A key national goal is to train one million citizens in AI fundamentals by 2030. This includes training 5,000 data analysts and prompt engineers annually to maintain and enhance the smart city platform.

Early wins that officials talk about

Initial results demonstrate the platform's immediate, measurable impact:

  • Improved Safety: Astana climbed 24 places to 81st on Numbeo's 2026 safest-cities index, an improvement attributed to AI algorithms that proactively position police patrols.
  • Reduced Utility Theft: Real-time anomaly detection from smart meters led to a 7% drop in electricity theft.
  • Faster Commutes: Adaptive traffic lights using reinforcement learning increased peak-hour traffic speeds on Yesil River bridges from 18 km/h to 26 km/h.

"We do not chase sci-fi; every model must show a hard kpi in 90 days or it is switched off," deputy akim Asset Shomanov told municipal staff during the first weekly dashboard review.

What happens next

The platform's evolution is ongoing, with several key expansions planned.
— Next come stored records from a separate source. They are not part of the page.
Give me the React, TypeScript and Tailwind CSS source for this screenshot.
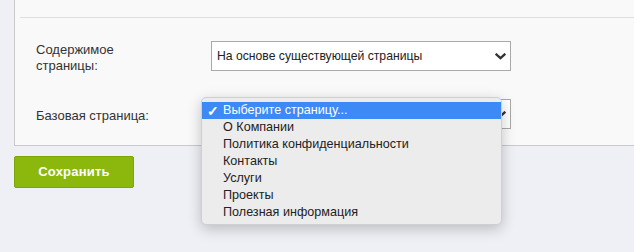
import React from "react";

const items = [
  "О Компании",
  "Политика конфиденциальности",
  "Контакты",
  "Услуги",
  "Проекты",
  "Полезная информация",
];

function Chevron() {
  return (
    <svg width="11" height="7" viewBox="0 0 11 7" className="shrink-0">
      <path d="M1.5 1.5 L5.5 5.2 L9.5 1.5" fill="none" stroke="#333" strokeWidth="2.3" strokeLinecap="square" />
    </svg>
  );
}

export default function App() {
  return (
    <div
      className="w-[634px] h-[252px] bg-[#eff0f5] overflow-hidden relative text-[#333]"
      style={{ fontFamily: '"Liberation Sans", Helvetica, Arial, sans-serif' }}
    >
      <div className="ml-[14px] h-[146px] bg-[#f9f9f9] border-l border-b border-[#c9c9cc]">
        <div className="ml-[5px] h-[18px] border-b border-[#dedede]" />
        <div className="pl-[21px] pt-[23px] flex flex-col gap-[25px]">
          <div className="flex items-start">
            <div className="w-[175px] pt-[1px] text-[13px] leading-[16px]">
              Содержимое
              <br />
              страницы:
            </div>
            <div className="w-[300px] h-[30px] bg-white border border-[#a9a9a9] flex items-center justify-between pl-[5px] pr-[4px] text-[12.2px] text-[#222]">
              <span>На основе существующей страницы</span>
              <Chevron />
            </div>
          </div>
          <div className="flex items-center">
            <div className="w-[175px] pt-[3px] text-[13px] leading-[16px]">Базовая страница:</div>
            <div className="w-[300px] h-[30px] bg-white border border-[#a9a9a9] flex items-center justify-end pr-[4px]">
              <Chevron />
            </div>
          </div>
        </div>
      </div>
      <div className="ml-[14px] mt-[10px] w-[120px] h-[32px] bg-[#8cb80e] border border-[#7ba60a] rounded-[2px] flex items-center justify-center text-white font-bold text-[13px] tracking-[0.2px]">
        Сохранить
      </div>

      <div className="absolute left-[201px] top-[97px] w-[301px] h-[128px] rounded-[5px] bg-[#ececec] border border-[#cfcfcf] shadow-[0_4px_14px_rgba(0,0,0,0.22)] pt-[4px] text-[12.6px] text-[#222]">
        <div className="h-[17px] bg-[#3d89f6] text-white flex items-center">
          <span className="w-[21px] pl-[5px] text-[14px] font-bold leading-none">✓</span>
          <span>Выберите страницу...</span>
        </div>
        {items.map((t) => (
          <div key={t} className="h-[17px] flex items-center pl-[21px]">
            {t}
          </div>
        ))}
      </div>
    </div>
  );
}
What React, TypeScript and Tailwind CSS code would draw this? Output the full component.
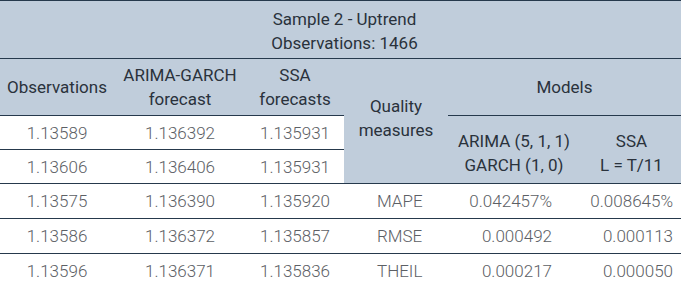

Before winter, 2,000 heating-pipe sensors will be installed to feed temperature and pressure data into the system. AI models will then identify opportunities to safely lower boiler temperatures by 1-2°C, potentially saving enough gas to heat 18,000 additional apartments.

A city-wide Internet of Things (IoT) network is also expanding. Low-power IoT gateways, deployed by France's Actility and local partner ASTEL, will allow devices like smart bins, parking barriers, and park sprinklers to join the network.

For the commercial sector, the city will provide access to anonymized data lakes covering traffic, footfall, and air quality. This will enable businesses to create their own micro-services, with Astana aiming to replicate the 29% revenue increases and 36% marketing efficiency gains seen in similar regional projects.

Citizens experience these upgrades seamlessly without new apps. All notifications, from bus arrival times to air quality warnings, are integrated into the existing eGov and ONAI chatbots, making the city feel more responsive and intuitive.